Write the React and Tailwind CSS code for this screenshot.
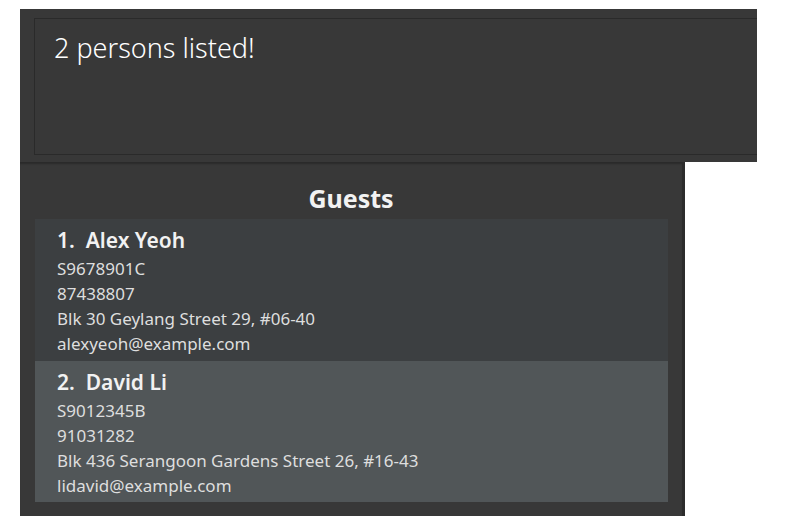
export default function App() {
  const persons = [
    {
      n: 1,
      name: "Alex Yeoh",
      id: "S9678901C",
      phone: "87438807",
      addr: "Blk 30 Geylang Street 29, #06-40",
      email: "alexyeoh@example.com",
      cls: "bg-[#3c3f41] h-[142px]",
    },
    {
      n: 2,
      name: "David Li",
      id: "S9012345B",
      phone: "91031282",
      addr: "Blk 436 Serangoon Gardens Street 26, #16-43",
      email: "lidavid@example.com",
      cls: "bg-[#515658] h-[141px]",
    },
  ];
  return (
    <div
      className="w-[796px] h-[516px] bg-white overflow-hidden"
      style={{ fontFamily: '"Noto Sans", "Open Sans", sans-serif' }}
    >
      <div className="h-[9px]" />
      <div className="ml-[20px] w-[737px] h-[153px] bg-[#383838] pt-[9px] pl-[14px]">
        <div className="h-[137px] border border-r-0 border-[#2a2a2a] pl-[19px] pt-[11px]">
          <div className="text-[27px] font-light text-white leading-[36px]">
            2 persons listed!
          </div>
        </div>
      </div>
      <div className="ml-[20px] w-[665px] h-[354px] bg-[#383838] border-r-[3px] border-[#2c2c2c] shadow-[inset_0_3px_2px_-1px_#2a2a2a]">
        <div className="h-[57px] pt-[16px] text-center">
          <span className="text-[25px] font-bold text-[#f2f2f2] leading-[41px]">Guests</span>
        </div>
        <div className="pl-[15px] pr-[14px]">
          {persons.map((p) => (
            <div key={p.n} className={`${p.cls} pl-[22px] pt-[6px] text-[#dedede]`}>
              <div className="text-[21px] font-semibold text-[#f2f2f2] leading-[31px]">
                {p.n}.&nbsp;&nbsp;{p.name}
              </div>
              <div className="text-[17px] leading-[25px]">{p.id}</div>
              <div className="text-[17px] leading-[25px]">{p.phone}</div>
              <div className="text-[17px] leading-[25px]">{p.addr}</div>
              <div className="text-[17px] leading-[25px]">{p.email}</div>
            </div>
          ))}
        </div>
      </div>
    </div>
  );
}
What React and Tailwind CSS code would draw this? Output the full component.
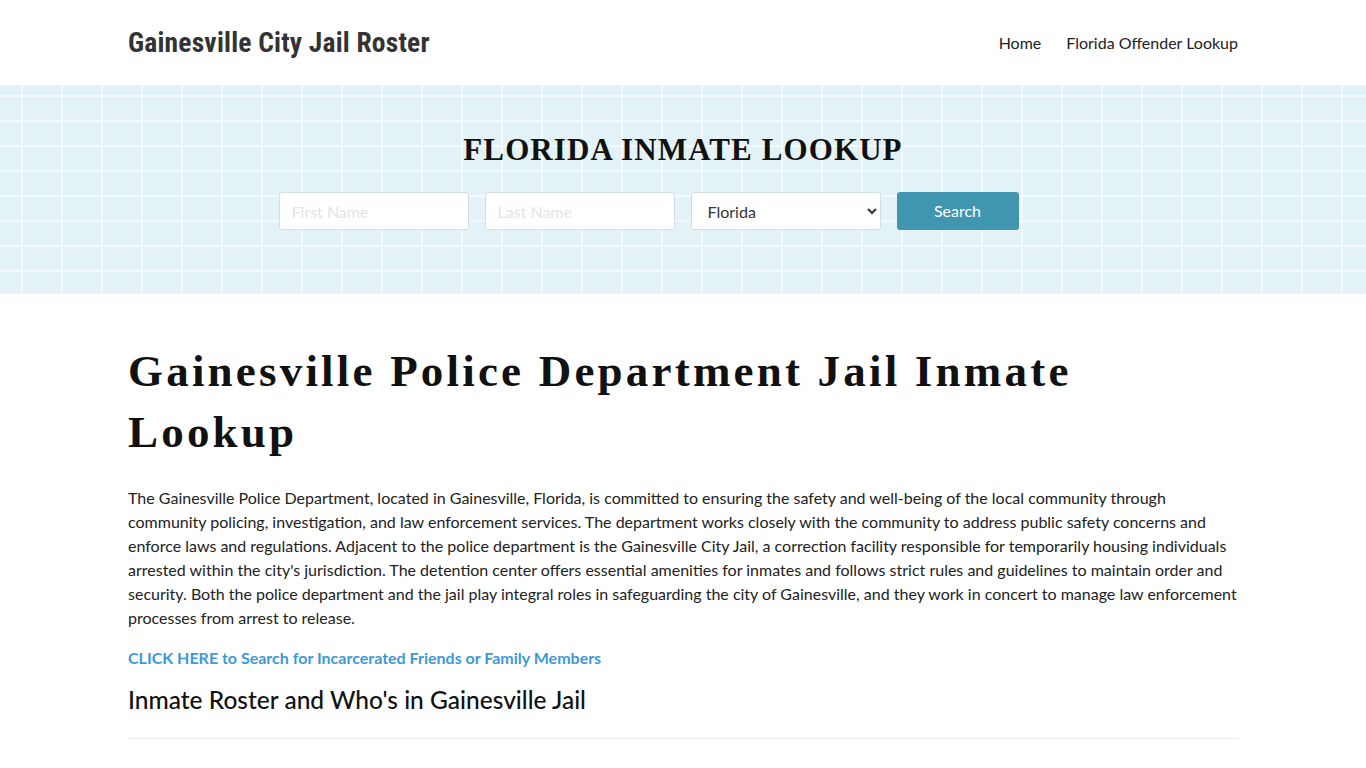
export default function App() {
  return (
    <div className="min-h-screen bg-white font-['Lato','Open_Sans',sans-serif] text-[#222]">
      <header className="h-[85px]">
        <div className="mx-auto flex h-full w-[1110px] items-center justify-between">
          <a className="font-['Liberation_Sans_Narrow','Roboto',sans-serif] text-[27.5px] font-bold tracking-[0.2px] text-[#333] [font-stretch:condensed]">
            Gainesville City Jail Roster
          </a>
          <nav className="flex items-center gap-[25px] text-[16px] text-[#222]">
            <a>Home</a>
            <a>Florida Offender Lookup</a>
          </nav>
        </div>
      </header>

      <section className="h-[209px] bg-[#e3f2f7] bg-[linear-gradient(90deg,rgba(255,255,255,0.55)_2px,transparent_2px),linear-gradient(0deg,rgba(255,255,255,0.55)_2px,transparent_2px)] bg-[size:40px_25px] bg-[position:21px_12px]">
        <div className="flex flex-col items-center pt-[45px]">
          <h2 className="font-['Liberation_Serif','DejaVu_Serif',serif] text-[31px] font-bold leading-[40px] tracking-[1.1px] text-[#111]">
            FLORIDA INMATE LOOKUP
          </h2>
          <form className="mt-[22px] flex items-center gap-[16px] pr-[69px]">
            <input
              placeholder="First Name"
              className="h-[38px] w-[190px] rounded-[3px] border border-[#d6dde0] bg-white px-3 text-[16px] placeholder:text-[#e2e5e7]"
            />
            <input
              placeholder="Last Name"
              className="h-[38px] w-[190px] rounded-[3px] border border-[#d6dde0] bg-white px-3 text-[16px] placeholder:text-[#e2e5e7]"
            />
            <select className="h-[38px] w-[190px] rounded-[3px] border border-[#d6dde0] bg-white px-3 text-[16px] text-[#333]">
              <option>Florida</option>
            </select>
            <button
              type="button"
              className="h-[38px] w-[122px] rounded-[3px] bg-[#3f96ae] text-[16px] text-white"
            >
              Search
            </button>
          </form>
        </div>
      </section>

      <main className="mx-auto w-[1110px] pt-[47px]">
        <h1 className="font-['Liberation_Serif','DejaVu_Serif',serif] text-[45px] font-bold leading-[61px] tracking-[3.2px] text-[#111]">
          Gainesville Police Department Jail Inmate Lookup
        </h1>
        <p className="mt-[23px] text-[16px] leading-[24px] text-[#222]">
          The Gainesville Police Department, located in Gainesville, Florida, is committed to ensuring the safety and well-being of the local community through community policing, investigation, and law enforcement services. The department works closely with the community to address public safety concerns and enforce laws and regulations. Adjacent to the police department is the Gainesville City Jail, a correction facility responsible for temporarily housing individuals arrested within the city's jurisdiction. The detention center offers essential amenities for inmates and follows strict rules and guidelines to maintain order and security. Both the police department and the jail play integral roles in safeguarding the city of Gainesville, and they work in concert to manage law enforcement processes from arrest to release.
        </p>
        <a className="mt-[16px] block text-[16px] font-bold leading-[24px] text-[#3d9ad6]">
          CLICK HERE to Search for Incarcerated Friends or Family Members
        </a>
        <h2 className="mt-[12px] text-[24.5px] font-medium leading-[36px] text-[#111]">
          Inmate Roster and Who's in Gainesville Jail
        </h2>
        <hr className="mt-[20px] border-t border-[#eaeaea]" />
      </main>
    </div>
  );
}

GOAL OF THE EXERCISE
Omit the pictures, and quote the material above exactly as given.

IN RESPONSE
Write the React and Tailwind CSS code for this screenshot.
export default function App() {
  const persons = [
    {
      n: 1,
      name: "Alex Yeoh",
      id: "S9678901C",
      phone: "87438807",
      addr: "Blk 30 Geylang Street 29, #06-40",
      email: "alexyeoh@example.com",
      cls: "bg-[#3c3f41] h-[142px]",
    },
    {
      n: 2,
      name: "David Li",
      id: "S9012345B",
      phone: "91031282",
      addr: "Blk 436 Serangoon Gardens Street 26, #16-43",
      email: "lidavid@example.com",
      cls: "bg-[#515658] h-[141px]",
    },
  ];
  return (
    <div
      className="w-[796px] h-[516px] bg-white overflow-hidden"
      style={{ fontFamily: '"Noto Sans", "Open Sans", sans-serif' }}
    >
      <div className="h-[9px]" />
      <div className="ml-[20px] w-[737px] h-[153px] bg-[#383838] pt-[9px] pl-[14px]">
        <div className="h-[137px] border border-r-0 border-[#2a2a2a] pl-[19px] pt-[11px]">
          <div className="text-[27px] font-light text-white leading-[36px]">
            2 persons listed!
          </div>
        </div>
      </div>
      <div className="ml-[20px] w-[665px] h-[354px] bg-[#383838] border-r-[3px] border-[#2c2c2c] shadow-[inset_0_3px_2px_-1px_#2a2a2a]">
        <div className="h-[57px] pt-[16px] text-center">
          <span className="text-[25px] font-bold text-[#f2f2f2] leading-[41px]">Guests</span>
        </div>
        <div className="pl-[15px] pr-[14px]">
          {persons.map((p) => (
            <div key={p.n} className={`${p.cls} pl-[22px] pt-[6px] text-[#dedede]`}>
              <div className="text-[21px] font-semibold text-[#f2f2f2] leading-[31px]">
                {p.n}.&nbsp;&nbsp;{p.name}
              </div>
              <div className="text-[17px] leading-[25px]">{p.id}</div>
              <div className="text-[17px] leading-[25px]">{p.phone}</div>
              <div className="text-[17px] leading-[25px]">{p.addr}</div>
              <div className="text-[17px] leading-[25px]">{p.email}</div>
            </div>
          ))}
        </div>
      </div>
    </div>
  );
}
What React and Tailwind CSS code would draw this? Output the full component.
export default function App() {
  return (
    <div className="min-h-screen bg-white font-['Lato','Open_Sans',sans-serif] text-[#222]">
      <header className="h-[85px]">
        <div className="mx-auto flex h-full w-[1110px] items-center justify-between">
          <a className="font-['Liberation_Sans_Narrow','Roboto',sans-serif] text-[27.5px] font-bold tracking-[0.2px] text-[#333] [font-stretch:condensed]">
            Gainesville City Jail Roster
          </a>
          <nav className="flex items-center gap-[25px] text-[16px] text-[#222]">
            <a>Home</a>
            <a>Florida Offender Lookup</a>
          </nav>
        </div>
      </header>

      <section className="h-[209px] bg-[#e3f2f7] bg-[linear-gradient(90deg,rgba(255,255,255,0.55)_2px,transparent_2px),linear-gradient(0deg,rgba(255,255,255,0.55)_2px,transparent_2px)] bg-[size:40px_25px] bg-[position:21px_12px]">
        <div className="flex flex-col items-center pt-[45px]">
          <h2 className="font-['Liberation_Serif','DejaVu_Serif',serif] text-[31px] font-bold leading-[40px] tracking-[1.1px] text-[#111]">
            FLORIDA INMATE LOOKUP
          </h2>
          <form className="mt-[22px] flex items-center gap-[16px] pr-[69px]">
            <input
              placeholder="First Name"
              className="h-[38px] w-[190px] rounded-[3px] border border-[#d6dde0] bg-white px-3 text-[16px] placeholder:text-[#e2e5e7]"
            />
            <input
              placeholder="Last Name"
              className="h-[38px] w-[190px] rounded-[3px] border border-[#d6dde0] bg-white px-3 text-[16px] placeholder:text-[#e2e5e7]"
            />
            <select className="h-[38px] w-[190px] rounded-[3px] border border-[#d6dde0] bg-white px-3 text-[16px] text-[#333]">
              <option>Florida</option>
            </select>
            <button
              type="button"
              className="h-[38px] w-[122px] rounded-[3px] bg-[#3f96ae] text-[16px] text-white"
            >
              Search
            </button>
          </form>
        </div>
      </section>

      <main className="mx-auto w-[1110px] pt-[47px]">
        <h1 className="font-['Liberation_Serif','DejaVu_Serif',serif] text-[45px] font-bold leading-[61px] tracking-[3.2px] text-[#111]">
          Gainesville Police Department Jail Inmate Lookup
        </h1>
        <p className="mt-[23px] text-[16px] leading-[24px] text-[#222]">
          The Gainesville Police Department, located in Gainesville, Florida, is committed to ensuring the safety and well-being of the local community through community policing, investigation, and law enforcement services. The department works closely with the community to address public safety concerns and enforce laws and regulations. Adjacent to the police department is the Gainesville City Jail, a correction facility responsible for temporarily housing individuals arrested within the city's jurisdiction. The detention center offers essential amenities for inmates and follows strict rules and guidelines to maintain order and security. Both the police department and the jail play integral roles in safeguarding the city of Gainesville, and they work in concert to manage law enforcement processes from arrest to release.
        </p>
        <a className="mt-[16px] block text-[16px] font-bold leading-[24px] text-[#3d9ad6]">
          CLICK HERE to Search for Incarcerated Friends or Family Members
        </a>
        <h2 className="mt-[12px] text-[24.5px] font-medium leading-[36px] text-[#111]">
          Inmate Roster and Who's in Gainesville Jail
        </h2>
        <hr className="mt-[20px] border-t border-[#eaeaea]" />
      </main>
    </div>
  );
}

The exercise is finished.